> _What to do_:
Quote every line of the data below as it stands, omitting pictures.

> _Data section_:
● ● ● ●

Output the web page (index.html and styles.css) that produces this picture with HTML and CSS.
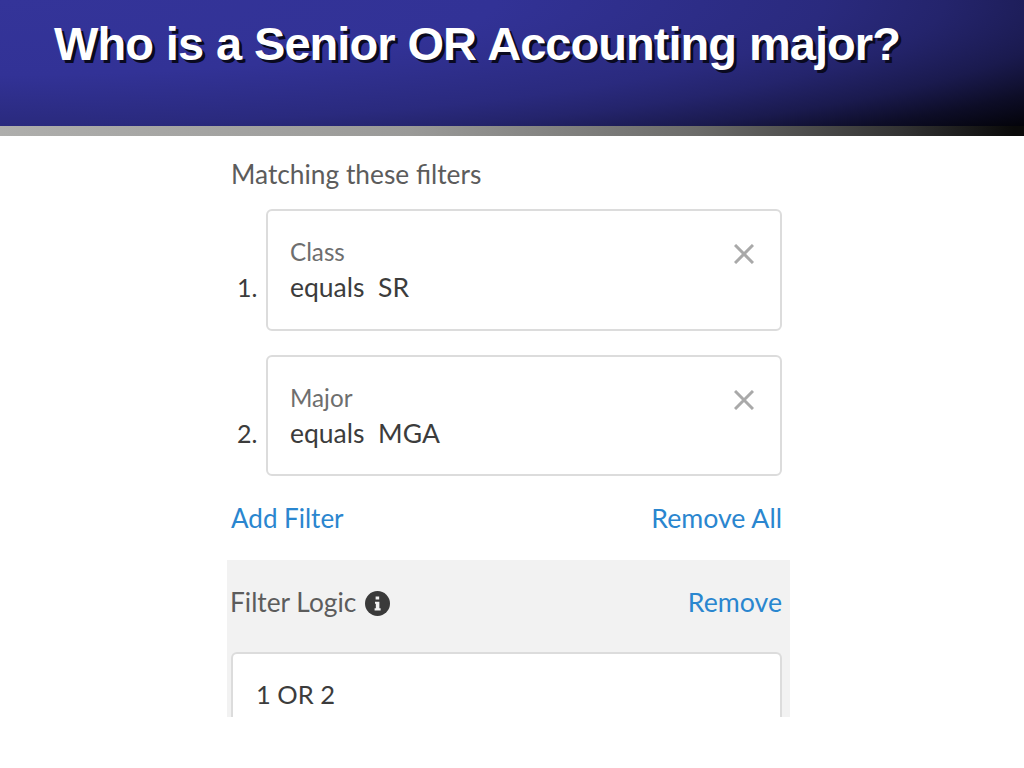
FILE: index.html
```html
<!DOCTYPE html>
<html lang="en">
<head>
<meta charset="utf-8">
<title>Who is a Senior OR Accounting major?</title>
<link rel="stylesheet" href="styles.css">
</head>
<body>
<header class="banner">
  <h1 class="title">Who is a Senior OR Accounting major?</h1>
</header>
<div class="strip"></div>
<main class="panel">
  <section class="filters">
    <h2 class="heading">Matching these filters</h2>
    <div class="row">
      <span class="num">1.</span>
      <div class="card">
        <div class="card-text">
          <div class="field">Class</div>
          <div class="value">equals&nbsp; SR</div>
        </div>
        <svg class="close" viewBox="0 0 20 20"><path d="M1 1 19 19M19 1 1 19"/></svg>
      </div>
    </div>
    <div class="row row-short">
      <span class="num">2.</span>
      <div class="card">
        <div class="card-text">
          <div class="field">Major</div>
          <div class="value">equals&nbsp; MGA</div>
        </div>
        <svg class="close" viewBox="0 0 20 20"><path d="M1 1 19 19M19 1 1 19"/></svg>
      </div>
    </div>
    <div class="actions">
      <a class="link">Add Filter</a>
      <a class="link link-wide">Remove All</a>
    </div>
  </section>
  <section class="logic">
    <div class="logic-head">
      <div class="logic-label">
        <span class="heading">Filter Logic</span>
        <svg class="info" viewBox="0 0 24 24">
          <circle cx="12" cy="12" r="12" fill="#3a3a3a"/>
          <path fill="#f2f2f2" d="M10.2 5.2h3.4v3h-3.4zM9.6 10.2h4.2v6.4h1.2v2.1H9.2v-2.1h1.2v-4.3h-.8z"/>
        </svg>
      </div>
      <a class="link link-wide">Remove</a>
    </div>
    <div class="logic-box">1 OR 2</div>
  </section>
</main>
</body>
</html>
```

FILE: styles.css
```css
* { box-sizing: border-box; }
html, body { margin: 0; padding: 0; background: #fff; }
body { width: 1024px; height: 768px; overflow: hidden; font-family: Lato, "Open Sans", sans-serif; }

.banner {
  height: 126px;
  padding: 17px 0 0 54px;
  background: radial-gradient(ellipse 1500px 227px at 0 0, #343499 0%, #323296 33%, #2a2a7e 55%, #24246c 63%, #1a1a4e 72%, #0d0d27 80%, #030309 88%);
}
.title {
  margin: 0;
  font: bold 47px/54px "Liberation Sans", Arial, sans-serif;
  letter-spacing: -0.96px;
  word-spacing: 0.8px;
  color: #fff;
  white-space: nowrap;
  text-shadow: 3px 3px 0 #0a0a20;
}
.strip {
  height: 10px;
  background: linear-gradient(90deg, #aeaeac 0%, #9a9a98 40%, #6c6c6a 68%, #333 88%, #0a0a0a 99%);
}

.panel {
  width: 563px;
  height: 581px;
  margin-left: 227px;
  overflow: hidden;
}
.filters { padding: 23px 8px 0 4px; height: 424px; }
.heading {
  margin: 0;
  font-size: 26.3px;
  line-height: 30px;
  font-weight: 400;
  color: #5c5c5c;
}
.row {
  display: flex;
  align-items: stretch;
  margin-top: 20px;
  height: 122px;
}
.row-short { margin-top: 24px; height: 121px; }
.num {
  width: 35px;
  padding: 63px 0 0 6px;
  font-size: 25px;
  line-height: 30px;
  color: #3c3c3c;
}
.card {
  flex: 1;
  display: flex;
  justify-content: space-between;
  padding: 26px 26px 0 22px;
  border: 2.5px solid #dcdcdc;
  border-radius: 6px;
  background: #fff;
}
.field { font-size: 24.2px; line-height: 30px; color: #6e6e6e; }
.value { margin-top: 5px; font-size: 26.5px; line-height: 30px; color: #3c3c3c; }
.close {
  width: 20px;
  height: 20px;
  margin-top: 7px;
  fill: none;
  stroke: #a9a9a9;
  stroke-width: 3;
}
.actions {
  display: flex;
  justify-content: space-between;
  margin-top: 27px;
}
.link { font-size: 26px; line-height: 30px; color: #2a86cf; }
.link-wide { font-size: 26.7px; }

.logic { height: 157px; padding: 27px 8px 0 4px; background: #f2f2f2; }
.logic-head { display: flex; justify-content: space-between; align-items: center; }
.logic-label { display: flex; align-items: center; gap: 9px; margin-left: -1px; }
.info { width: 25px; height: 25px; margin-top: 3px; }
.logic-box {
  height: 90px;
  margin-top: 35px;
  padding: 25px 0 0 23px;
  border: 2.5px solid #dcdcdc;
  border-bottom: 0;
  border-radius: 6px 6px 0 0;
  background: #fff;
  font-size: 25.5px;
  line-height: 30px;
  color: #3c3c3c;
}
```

● ● ● ●

> _Answer below_:
Output the web page (index.html and styles.css) that produces this picture with HTML and CSS.
FILE: index.html
```html
<!DOCTYPE html>
<html lang="en">
<head>
<meta charset="utf-8">
<title>Who is a Senior OR Accounting major?</title>
<link rel="stylesheet" href="styles.css">
</head>
<body>
<header class="banner">
  <h1 class="title">Who is a Senior OR Accounting major?</h1>
</header>
<div class="strip"></div>
<main class="panel">
  <section class="filters">
    <h2 class="heading">Matching these filters</h2>
    <div class="row">
      <span class="num">1.</span>
      <div class="card">
        <div class="card-text">
          <div class="field">Class</div>
          <div class="value">equals&nbsp; SR</div>
        </div>
        <svg class="close" viewBox="0 0 20 20"><path d="M1 1 19 19M19 1 1 19"/></svg>
      </div>
    </div>
    <div class="row row-short">
      <span class="num">2.</span>
      <div class="card">
        <div class="card-text">
          <div class="field">Major</div>
          <div class="value">equals&nbsp; MGA</div>
        </div>
        <svg class="close" viewBox="0 0 20 20"><path d="M1 1 19 19M19 1 1 19"/></svg>
      </div>
    </div>
    <div class="actions">
      <a class="link">Add Filter</a>
      <a class="link link-wide">Remove All</a>
    </div>
  </section>
  <section class="logic">
    <div class="logic-head">
      <div class="logic-label">
        <span class="heading">Filter Logic</span>
        <svg class="info" viewBox="0 0 24 24">
          <circle cx="12" cy="12" r="12" fill="#3a3a3a"/>
          <path fill="#f2f2f2" d="M10.2 5.2h3.4v3h-3.4zM9.6 10.2h4.2v6.4h1.2v2.1H9.2v-2.1h1.2v-4.3h-.8z"/>
        </svg>
      </div>
      <a class="link link-wide">Remove</a>
    </div>
    <div class="logic-box">1 OR 2</div>
  </section>
</main>
</body>
</html>
```

FILE: styles.css
```css
* { box-sizing: border-box; }
html, body { margin: 0; padding: 0; background: #fff; }
body { width: 1024px; height: 768px; overflow: hidden; font-family: Lato, "Open Sans", sans-serif; }

.banner {
  height: 126px;
  padding: 17px 0 0 54px;
  background: radial-gradient(ellipse 1500px 227px at 0 0, #343499 0%, #323296 33%, #2a2a7e 55%, #24246c 63%, #1a1a4e 72%, #0d0d27 80%, #030309 88%);
}
.title {
  margin: 0;
  font: bold 47px/54px "Liberation Sans", Arial, sans-serif;
  letter-spacing: -0.96px;
  word-spacing: 0.8px;
  color: #fff;
  white-space: nowrap;
  text-shadow: 3px 3px 0 #0a0a20;
}
.strip {
  height: 10px;
  background: linear-gradient(90deg, #aeaeac 0%, #9a9a98 40%, #6c6c6a 68%, #333 88%, #0a0a0a 99%);
}

.panel {
  width: 563px;
  height: 581px;
  margin-left: 227px;
  overflow: hidden;
}
.filters { padding: 23px 8px 0 4px; height: 424px; }
.heading {
  margin: 0;
  font-size: 26.3px;
  line-height: 30px;
  font-weight: 400;
  color: #5c5c5c;
}
.row {
  display: flex;
  align-items: stretch;
  margin-top: 20px;
  height: 122px;
}
.row-short { margin-top: 24px; height: 121px; }
.num {
  width: 35px;
  padding: 63px 0 0 6px;
  font-size: 25px;
  line-height: 30px;
  color: #3c3c3c;
}
.card {
  flex: 1;
  display: flex;
  justify-content: space-between;
  padding: 26px 26px 0 22px;
  border: 2.5px solid #dcdcdc;
  border-radius: 6px;
  background: #fff;
}
.field { font-size: 24.2px; line-height: 30px; color: #6e6e6e; }
.value { margin-top: 5px; font-size: 26.5px; line-height: 30px; color: #3c3c3c; }
.close {
  width: 20px;
  height: 20px;
  margin-top: 7px;
  fill: none;
  stroke: #a9a9a9;
  stroke-width: 3;
}
.actions {
  display: flex;
  justify-content: space-between;
  margin-top: 27px;
}
.link { font-size: 26px; line-height: 30px; color: #2a86cf; }
.link-wide { font-size: 26.7px; }

.logic { height: 157px; padding: 27px 8px 0 4px; background: #f2f2f2; }
.logic-head { display: flex; justify-content: space-between; align-items: center; }
.logic-label { display: flex; align-items: center; gap: 9px; margin-left: -1px; }
.info { width: 25px; height: 25px; margin-top: 3px; }
.logic-box {
  height: 90px;
  margin-top: 35px;
  padding: 25px 0 0 23px;
  border: 2.5px solid #dcdcdc;
  border-bottom: 0;
  border-radius: 6px 6px 0 0;
  background: #fff;
  font-size: 25.5px;
  line-height: 30px;
  color: #3c3c3c;
}
```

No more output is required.